A bankruptcy trustee who controls 7 percent of the Sacramento Kings says the team’s limited partners are being denied their legal right to match a Seattle investment group’s purchase offer for the team.

The assertion by trustee David Flemmer could present a major legal challenge to the Maloof family as it attempts to complete its just-announced sale of the team to a group that intends to move it to Seattle.

Flemmer, the court-appointed trustee overseeing the 7 percent share of the Kings owned by team limited partner Bob Cook, said Cook and other minority owners have “first right of refusal” to buy the club.
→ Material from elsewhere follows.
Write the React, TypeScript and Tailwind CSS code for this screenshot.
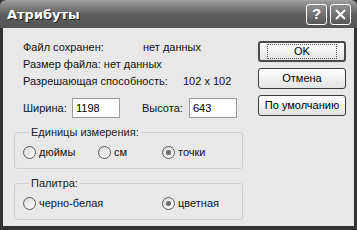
function Radio({ checked, label, width }: { checked?: boolean; label: string; width?: string }) {
  return (
    <label className={`flex items-center h-[16px] ${width ?? ''}`}>
      <span className="w-[13px] h-[13px] rounded-full border border-[#5a5a5a] bg-gradient-to-br from-[#d8d8d8] to-white flex items-center justify-center shrink-0">
        {checked && <span className="w-[5px] h-[5px] rounded-full bg-[#6a6a6a]" />}
      </span>
      <span className="ml-[3px]">{label}</span>
    </label>
  )
}

function Group({ title, children }: { title: string; children: React.ReactNode }) {
  return (
    <fieldset className="border border-[#cfcfcf] rounded-[3px] pl-[8px] pr-2">
      <legend className="ml-[6px] px-[2px] leading-[14px] text-[#222]">{title}</legend>
      {children}
    </fieldset>
  )
}

function Button({ label, primary }: { label: string; primary?: boolean }) {
  return (
    <button
      className={`h-[21px] w-[88px] rounded-[3px] bg-gradient-to-b from-white to-[#e2e2e2] flex items-center justify-center text-black ${
        primary ? 'border-2 border-[#4a4a4a]' : 'border border-[#3c3c3c]'
      }`}
    >
      <span className={primary ? 'px-[26px] border border-dotted border-[#555] leading-[13px]' : ''}>{label}</span>
    </button>
  )
}

export default function App() {
  return (
    <div
      className="w-[357px] h-[230px] bg-[#333] flex flex-col text-[11px] text-[#111]"
      style={{ fontFamily: '"Liberation Sans", Arial, sans-serif' }}
    >
      {/* title bar */}
      <div className="h-[28px] shrink-0 flex items-center justify-between pl-[7px] pr-[6px] bg-gradient-to-b from-[#9a9a9a] via-[#5e5e5e] to-[#555] rounded-t-[6px] border-t border-[#a0a0a0]">
        <span
          className="text-white font-bold text-[13px] [text-shadow:1px_1px_0_#222]"
          style={{ fontFamily: '"DejaVu Sans", sans-serif' }}
        >
          Атрибуты
        </span>
        <div className="flex gap-[3px]">
          <span className="w-[21px] h-[21px] rounded-[3px] border border-white bg-gradient-to-b from-[#8f8f8f] to-[#575757] flex items-center justify-center text-white font-bold text-[15px]">
            ?
          </span>
          <span className="w-[21px] h-[21px] rounded-[3px] border border-white bg-gradient-to-b from-[#8f8f8f] to-[#575757] flex items-center justify-center">
            <svg width="11" height="11" viewBox="0 0 11 11">
              <path d="M1 1L10 10M10 1L1 10" stroke="white" strokeWidth="2" />
            </svg>
          </span>
        </div>
      </div>

      {/* body */}
      <div className="flex-1 mx-[3px] mb-[4px] bg-[#e8e8e8] flex pl-[11px] pr-[8px] pt-[11px]">
        <div className="w-[230px] flex flex-col">
          <div className="pl-[9px] flex flex-col gap-[1px]">
            <div className="flex h-[16px] items-center">
              <span className="w-[120px]">Файл сохранен:</span>
              <span>нет данных</span>
            </div>
            <div className="flex h-[16px] items-center">Размер файла: нет данных</div>
            <div className="flex h-[16px] items-center">
              <span className="w-[160px]">Разрешающая способность:</span>
              <span>102 x 102</span>
            </div>
            <div className="flex items-center h-[20px] mt-[8px]">
              <span className="w-[49px] whitespace-nowrap">Ширина:</span>
              <span className="w-[48px] h-[20px] bg-white border border-[#9a9a9a] pl-[3px] leading-[18px] text-black">1198</span>
              <span className="ml-[22px] w-[47px] whitespace-nowrap">Высота:</span>
              <span className="w-[48px] h-[20px] bg-white border border-[#9a9a9a] pl-[3px] leading-[18px] text-black">643</span>
            </div>
          </div>

          <div className="mt-[7px]">
            <Group title="Единицы измерения:">
              <div className="flex items-center pt-[5px] pb-[8px]">
                <Radio label="дюймы" width="w-[75px]" />
                <Radio label="см" width="w-[64px]" />
                <Radio label="точки" checked />
              </div>
            </Group>
          </div>
          <div className="mt-[7px]">
            <Group title="Палитра:">
              <div className="flex items-center pt-[5px] pb-[8px]">
                <Radio label="черно-белая" width="w-[139px]" />
                <Radio label="цветная" checked />
              </div>
            </Group>
          </div>
        </div>

        <div className="ml-[15px] flex flex-col gap-[6px] pt-[2px]">
          <Button label="OK" primary />
          <Button label="Отмена" />
          <Button label="По умолчанию" />
        </div>
      </div>
    </div>
  )
}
He said that right is guaranteed in the partnership agreements governing ownership of the team.

That 7 percent stake will be sold off due to the bankruptcy of Cook.  Aaron Bruski of NBC Sports tweeted that initial bids for that share are due on April 1st.  He also added that any bids submitted before that deadline must have approval by the NBA.  The Bee’s Dale Kasler further reports the auction of Cook’s 7 percent stake is April 19th, which coincides with the NBA’s Board of Governors’ meetings in New York.

Could this open a backdoor opportunity for Ron Burkle and Mark Mastrov to slide into the franchise?  According to CBS 13 and CK contributor Rob McAllister, Burkle had explored bidding on Cook’s 7 percent share in the past.  Burkle and Mastrov are reportedly in discussions to team as major-equity investors in Sacramento’s push to keep the Kings.

It wouldn’t be an unprecedented action if Kings minority owners exercise a “first right of refusal”.  When the Charlotte Bobcats were up for sale in 2010, then-limited partner Michael Jordan negotiated that right to match an offer made by former Houston Rockets CEO George Postolos.  Jordan went on to purchase controlling interest of the Bobcats, who were valued at $275 million at the time.